In the material below, the lines containing the word "with" are required; copy each of them.
** start Data excerpt **
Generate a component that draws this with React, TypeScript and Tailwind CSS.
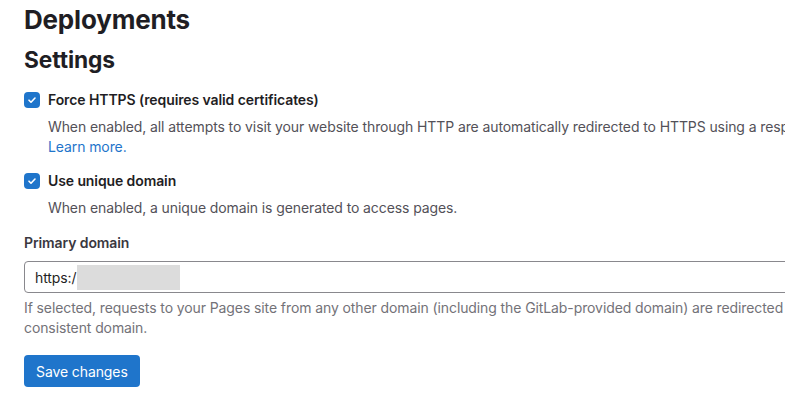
import React from 'react';

const font = { fontFamily: 'Inter, "Noto Sans", sans-serif' };

const Check = () => (
  <span className="mt-[2px] flex h-4 w-4 shrink-0 items-center justify-center rounded-[4px] bg-[#1f75cb]">
    <svg width="10" height="10" viewBox="0 0 10 10" fill="none">
      <path d="M2 5.2l2 2L8 3" stroke="white" strokeWidth="1.6" strokeLinecap="round" strokeLinejoin="round" />
    </svg>
  </span>
);

export default function App() {
  return (
    <div className="h-[396px] w-[785px] overflow-hidden bg-white" style={font}>
      <div className="w-[1300px] px-6 pt-[4px] text-[#1f1e24] tracking-[-0.1px]">
        <h1 className="text-[26px] font-bold leading-[32px] tracking-[-0.2px]">Deployments</h1>
        <h2 className="mt-[10px] text-[22.75px] font-bold leading-[28px]">Settings</h2>

        <div className="mt-[16px] flex gap-2">
          <Check />
          <div>
            <div className="text-[14px] font-semibold leading-5">Force HTTPS (requires valid certificates)</div>
            <p className="mt-[7px] whitespace-nowrap text-[14px] leading-5 text-[#535158]">
              When enabled, all attempts to visit your website through HTTP are automatically redirected to HTTPS using a response with status code 301. Requires a valid certificate for all domains.
            </p>
            <a className="block text-[14px] leading-5 text-[#1f75cb]">Learn more.</a>
          </div>
        </div>

        <div className="mt-[14px] flex gap-2">
          <Check />
          <div>
            <div className="text-[14px] font-semibold leading-5">Use unique domain</div>
            <p className="mt-[7px] text-[14px] leading-5 text-[#535158]">
              When enabled, a unique domain is generated to access pages.
            </p>
          </div>
        </div>

        <div className="mt-[15px] text-[14px] font-semibold leading-5 text-[#3a383f]">Primary domain</div>
        <div className="mt-[8px] flex h-8 w-[1000px] items-center rounded-[4px] border border-[#89888d] px-[10px] text-[14px]">
          <span className="text-[#1f1e24]">https:/</span>
          <span className="ml-[1px] h-[25px] w-[103px] bg-[#dcdcdc]" />
        </div>
        <p className="mt-[5px] whitespace-nowrap text-[14px] leading-5 text-[#737278]">
          If selected, requests to your Pages site from any other domain (including the GitLab-provided domain) are redirected to the primary domain. This ensures a
          <br />
          consistent domain.
        </p>
        <button className="mt-[17px] h-8 rounded-[4px] bg-[#1f75cb] px-3 text-[14px] text-white">Save changes</button>
      </div>
    </div>
  );
}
** end Data excerpt **
Solution for this exercise →
Generate a component that draws this with React, TypeScript and Tailwind CSS.
              When enabled, all attempts to visit your website through HTTP are automatically redirected to HTTPS using a response with status code 301. Requires a valid certificate for all domains.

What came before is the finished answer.